→ REQUIREMENT
Show each line that has the string "Recreate" in it.
** START PROVIDED RECORDS **
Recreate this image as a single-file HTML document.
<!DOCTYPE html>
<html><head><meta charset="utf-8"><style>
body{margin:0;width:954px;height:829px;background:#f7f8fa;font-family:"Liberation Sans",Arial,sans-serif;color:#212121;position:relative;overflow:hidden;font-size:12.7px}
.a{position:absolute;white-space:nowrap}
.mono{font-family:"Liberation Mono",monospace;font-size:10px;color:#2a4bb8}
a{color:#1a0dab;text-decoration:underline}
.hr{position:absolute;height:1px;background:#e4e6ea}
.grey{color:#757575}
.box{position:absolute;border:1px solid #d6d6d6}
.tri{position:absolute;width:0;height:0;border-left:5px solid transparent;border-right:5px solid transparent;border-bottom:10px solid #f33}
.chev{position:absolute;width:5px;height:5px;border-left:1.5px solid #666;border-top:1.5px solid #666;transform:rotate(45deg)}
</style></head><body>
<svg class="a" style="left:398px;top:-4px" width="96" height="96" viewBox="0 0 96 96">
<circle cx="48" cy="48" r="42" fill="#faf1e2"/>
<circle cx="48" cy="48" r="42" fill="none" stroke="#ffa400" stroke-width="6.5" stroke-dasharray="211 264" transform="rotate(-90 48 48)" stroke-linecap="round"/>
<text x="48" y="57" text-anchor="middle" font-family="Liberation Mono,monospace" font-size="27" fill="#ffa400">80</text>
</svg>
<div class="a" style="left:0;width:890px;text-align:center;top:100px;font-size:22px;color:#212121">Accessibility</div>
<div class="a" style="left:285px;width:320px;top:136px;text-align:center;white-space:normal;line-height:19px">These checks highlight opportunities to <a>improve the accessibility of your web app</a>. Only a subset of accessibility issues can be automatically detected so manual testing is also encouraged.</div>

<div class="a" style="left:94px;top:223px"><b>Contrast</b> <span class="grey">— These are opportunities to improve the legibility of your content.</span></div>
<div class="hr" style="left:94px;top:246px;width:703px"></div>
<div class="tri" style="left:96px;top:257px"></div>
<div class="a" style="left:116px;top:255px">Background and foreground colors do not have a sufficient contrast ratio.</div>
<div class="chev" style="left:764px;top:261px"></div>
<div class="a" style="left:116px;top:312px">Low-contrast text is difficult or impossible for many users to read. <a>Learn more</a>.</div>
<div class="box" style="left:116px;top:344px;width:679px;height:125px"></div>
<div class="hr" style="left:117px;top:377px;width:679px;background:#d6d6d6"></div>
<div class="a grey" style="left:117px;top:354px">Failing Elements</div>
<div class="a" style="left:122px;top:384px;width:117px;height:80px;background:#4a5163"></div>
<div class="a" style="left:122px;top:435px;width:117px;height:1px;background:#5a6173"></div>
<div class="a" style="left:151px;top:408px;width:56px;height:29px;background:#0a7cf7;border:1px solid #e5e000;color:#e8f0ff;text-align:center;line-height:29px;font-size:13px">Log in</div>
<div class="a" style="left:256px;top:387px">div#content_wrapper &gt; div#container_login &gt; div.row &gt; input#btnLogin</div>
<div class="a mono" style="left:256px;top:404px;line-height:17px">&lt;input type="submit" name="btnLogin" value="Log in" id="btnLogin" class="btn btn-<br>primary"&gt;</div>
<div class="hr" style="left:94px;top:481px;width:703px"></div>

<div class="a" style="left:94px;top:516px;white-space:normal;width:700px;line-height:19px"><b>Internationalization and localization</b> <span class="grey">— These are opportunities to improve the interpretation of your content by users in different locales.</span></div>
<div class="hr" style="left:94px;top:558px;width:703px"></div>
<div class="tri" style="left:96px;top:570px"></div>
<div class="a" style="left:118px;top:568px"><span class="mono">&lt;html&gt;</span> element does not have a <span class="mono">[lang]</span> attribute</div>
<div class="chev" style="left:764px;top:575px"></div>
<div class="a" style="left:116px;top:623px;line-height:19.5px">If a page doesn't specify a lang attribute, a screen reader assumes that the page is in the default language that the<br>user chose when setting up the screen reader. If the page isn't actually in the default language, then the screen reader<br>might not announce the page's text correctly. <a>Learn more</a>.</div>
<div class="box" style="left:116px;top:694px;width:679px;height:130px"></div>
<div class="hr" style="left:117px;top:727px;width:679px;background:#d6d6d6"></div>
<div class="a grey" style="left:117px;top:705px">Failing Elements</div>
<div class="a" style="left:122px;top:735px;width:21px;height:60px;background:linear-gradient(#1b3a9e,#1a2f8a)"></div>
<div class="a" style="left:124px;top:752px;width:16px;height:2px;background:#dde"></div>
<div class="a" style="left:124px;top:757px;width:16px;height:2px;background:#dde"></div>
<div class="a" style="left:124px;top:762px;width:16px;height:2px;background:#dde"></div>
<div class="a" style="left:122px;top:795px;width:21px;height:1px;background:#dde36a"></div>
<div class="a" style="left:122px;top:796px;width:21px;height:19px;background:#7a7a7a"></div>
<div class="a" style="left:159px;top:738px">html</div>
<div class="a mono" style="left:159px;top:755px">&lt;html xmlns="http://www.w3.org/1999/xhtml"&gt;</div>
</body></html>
** END PROVIDED RECORDS **
** START PROVIDED RECORDS **
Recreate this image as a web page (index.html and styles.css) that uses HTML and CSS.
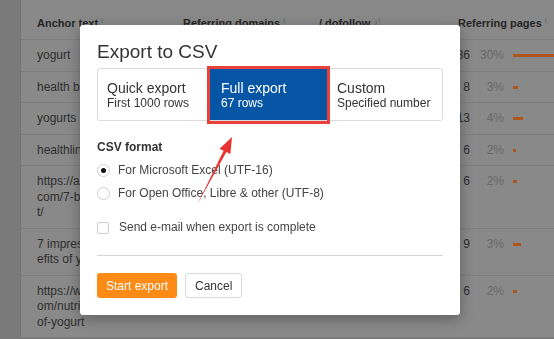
** END PROVIDED RECORDS **
→ FINAL RESULT
Recreate this image as a single-file HTML document.
Recreate this image as a web page (index.html and styles.css) that uses HTML and CSS.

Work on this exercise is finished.